Scenario B (~35%): Regional alliance hardening with elevated military readiness, If you advise on geopolitical risk or hold positions sensitive to regional security premiums (shipping insurance, energy infrastructure), the Australia-Fiji treaty plus the missile test signal that regional allies are moving toward explicit collective defense posturing. This scenario includes allied naval presence expansion (extended U.S. carrier rotations, new basing agreements) and raised operational tempos. Watch for Japanese defense ministry announcements on ASW investment and U.S.-Japan-Australia joint planning statements; if these emerge by end of Q3 2026, recalibrate your geopolitical risk assessments upward. Energy transport costs will rise if regional military operating areas become more contested; maritime insurance premiums for passage through key straits could increase 15-25% over 12 months under this scenario.
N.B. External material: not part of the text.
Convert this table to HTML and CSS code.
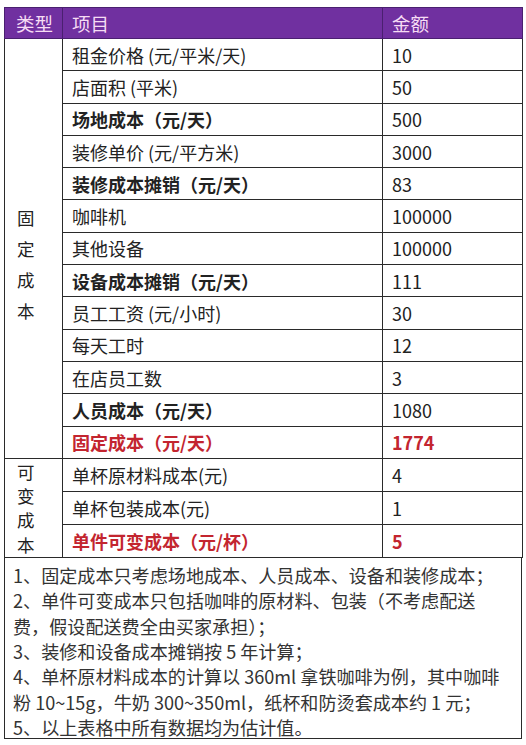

Scenario C (~10%): Negotiated status quo reset with transparency dialogue, If you hold political influence or advise on U.S.-China crisis management, the test could open a negotiation window if Beijing signals willingness to discuss "rules of the road" for submarine operations and nuclear deterrence transparency. This scenario is lower probability but higher impact if realized: successful dialogue could stabilize the Indo-Pacific baseline for 5+ years. Positioning for this scenario means monitoring whether either Beijing or Washington proposes formal strategic dialogue (Track 1.5 academic exchanges, CSIS-style commissions) on submarine deterrence. If such proposals emerge within 6 months, treat it as a signal that the coercive phase may be transitioning toward competition-within-constraints.
Analytical Limitations
-
Missile identification remains circumstantial: The Chinese military did not disclose the specifications of the missile. Open-source inference that the test involved a JL-3 rests on platform type and timeline; Chinese silence on this point preserves ambiguity. If the test involved an older JL-2 or a new variant with different properties, the capability and deterrence implications shift materially.
-
Allied intelligence on continuous at-sea deterence (CADE) posture is limited: Current assessments assume Type 094 submarines can sustain patrols based on the JL-3's range, but actual patrol frequencies, basing logistics, and operational tempos remain partially obscured. Satellite imagery and acoustic detection data are classified; if declassified data later reveals fewer patrols than assessed or shorter endurance, the "survivable deterrent" claim requires revision.
-
Signaling intent is inferred, not confirmed: Beijing's decision to notify some allies but not the U.S. could reflect diplomatic protocol, bureaucratic procedure, or deliberate strategy. Without access to Chinese decision-making records or off-record diplomatic communications, attribution of intent to "signal differentiation" carries inherent uncertainty.
-
Regional military response is still forming: Allied defense budget cycles, procurement timelines, and policy reviews extend into 2027-2028; it remains unclear whether the test triggers durable strategic shifts or fades as a crisis moment once media attention subsides. The Australia-Fiji treaty is recent; its actual operational impact (joint exercises, force integration, logistics coordination) remains to be demonstrated.
-
Domestic political context in Beijing is partially obscured: Whether the test primarily reflects PLA institutional interests (demonstrating operational capacity to gain budget allocation) or top-level strategic direction is unclear. If the former, signaling intent may be overstated; if the latter, it reflects deliberate grand strategy communication.